A semi-accurate representation of what flew overhead. Thanks, Google.

A complicated chart reflecting the heiarchy of bird flight. You're welcome.

The second phase of my aviary enlightenment came while Taggart and I were enjoying a leisurely refreshing dip in the pool after the round of golf with cold beverages. Somehow, with reasoning only understood by God, those who divine the fates of fools and thieves and the brittle mind of Mike Taggart, Mike began to relate a conversation he had overheard in the parking lot at work declaring that contrails (the vapor trails left behind high-flying aircraft) were no more than an intricate plan of the government to sprinkle some sort of mind-control mist over the land. Or to control the weather.

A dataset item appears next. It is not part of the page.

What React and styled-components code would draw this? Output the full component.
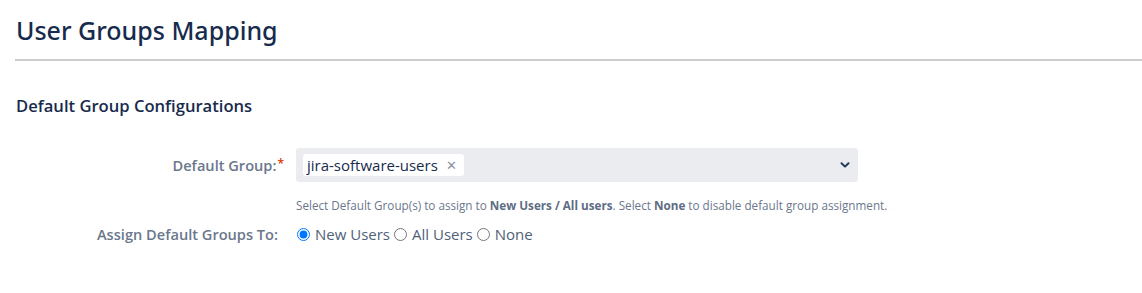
import React, { useState } from 'react';
import styled, { createGlobalStyle } from 'styled-components';

const GlobalStyle = createGlobalStyle`
  body {
    margin: 0;
    background: #fff;
    font-family: "Open Sans", "Noto Sans", sans-serif;
  }
`;

const Page = styled.div`
  padding: 12px 0 0 16px;
`;

const Title = styled.h1`
  margin: 0 0 0 -1px;
  padding: 0 0 11px 1px;
  font-family: "Noto Sans", "Open Sans", sans-serif;
  font-size: 25px;
  font-weight: 500;
  color: #172b4d;
  line-height: 36px;
  border-bottom: 2px solid #cccccc;
`;

const SectionTitle = styled.h2`
  margin: 33px 0 0;
  font-size: 16.6px;
  font-weight: 600;
  color: #172b4d;
  line-height: 24px;
`;

const Form = styled.div`
  margin-top: 30px;
  display: flex;
  flex-direction: column;
  gap: 11px;
`;

const Row = styled.div`
  display: grid;
  grid-template-columns: 268px 562px;
  column-gap: 12px;
  align-items: center;
`;

const Label = styled.label`
  text-align: right;
  font-size: 14.6px;
  font-weight: 600;
  color: #6b778c;
  padding-right: ${({ $required }) => ($required ? '0' : '6px')};
`;

const Star = styled.span`
  color: #de350b;
  font-size: 12px;
  vertical-align: top;
  margin-left: 1px;
`;

const Select = styled.div`
  height: 34px;
  background: #ebecf0;
  border-radius: 3px;
  display: flex;
  align-items: center;
  padding: 0 7px 0 7px;
  box-sizing: border-box;
`;

const Chip = styled.span`
  display: inline-flex;
  align-items: center;
  gap: 8px;
  background: #fff;
  border-radius: 3px;
  height: 22px;
  padding: 0 7px 0 4px;
  font-size: 15px;
  color: #172b4d;
`;

const ChipRemove = styled.span`
  color: #8993a4;
  font-size: 13px;
  line-height: 1;
`;

const Chevron = styled.svg`
  margin-left: auto;
`;

const Help = styled.div`
  grid-column: 2;
  font-size: 11.7px;
  color: #6b778c;
  margin-top: 15px;
  white-space: nowrap;

  b {
    font-weight: 700;
    color: #5e6c84;
  }
`;

const Radios = styled.div`
  display: flex;
  align-items: center;
  gap: 3px;
  font-size: 15px;
  color: #505f79;
`;

const RadioLabel = styled.label`
  display: inline-flex;
  align-items: center;

  input {
    margin: 0 5px 0 1px;
    width: 13px;
    height: 13px;
    accent-color: #0075ff;
  }
`;

const options = ['New Users', 'All Users', 'None'];

export default function App() {
  const [assign, setAssign] = useState('New Users');

  return (
    <Page>
      <GlobalStyle />
      <Title>User Groups Mapping</Title>
      <SectionTitle>Default Group Configurations</SectionTitle>
      <Form>
        <Row>
          <Label $required>
            Default Group:<Star>*</Star>
          </Label>
          <Select>
            <Chip>
              jira-software-users <ChipRemove>✕</ChipRemove>
            </Chip>
            <Chevron width="12" height="12" viewBox="0 0 12 12">
              <path d="M2.5 4.2 L6 7.6 L9.5 4.2" fill="none" stroke="#253858" strokeWidth="2" strokeLinecap="round" strokeLinejoin="round" />
            </Chevron>
          </Select>
          <Help>
            Select Default Group(s) to assign to <b>New Users / All users</b>. Select <b>None</b> to disable default group assignment.
          </Help>
        </Row>
        <Row>
          <Label>Assign Default Groups To:</Label>
          <Radios>
            {options.map((o) => (
              <RadioLabel key={o}>
                <input
                  type="radio"
                  name="assign"
                  checked={assign === o}
                  onChange={() => setAssign(o)}
                />
                {o}
              </RadioLabel>
            ))}
          </Radios>
        </Row>
      </Form>
    </Page>
  );
}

I laughed, thinking he was joking. "Oh, I thought it was bullshit, too," he said, gaining a valuable foothold of respect. "But I saw this show..." Taggart shattered any semblance of believability with this follow-up sentence.

"What the hell," I guffawed. "What is this - Area 52?" "'Agent Puffy White'," he countered. "Google it," he said, his face a mask of seriousness.

"Shut up," I said, and we went for lunch. The idea of a government incapable of running our foodstamp program efficiently concocting a far-reaching mind-control plan seemed unimaginable. And if we had the ability to control the weather, wouldn't we simply make everywhere San Diego, only without the outrageous prices and San Diegian attitudes? Just sayin'...

And if I am wrong about all this and it is a government conspiracy, can we arrange it so that my pool remains this temperature year-round? Because it is absolutely perfect right now. Thank you in advance.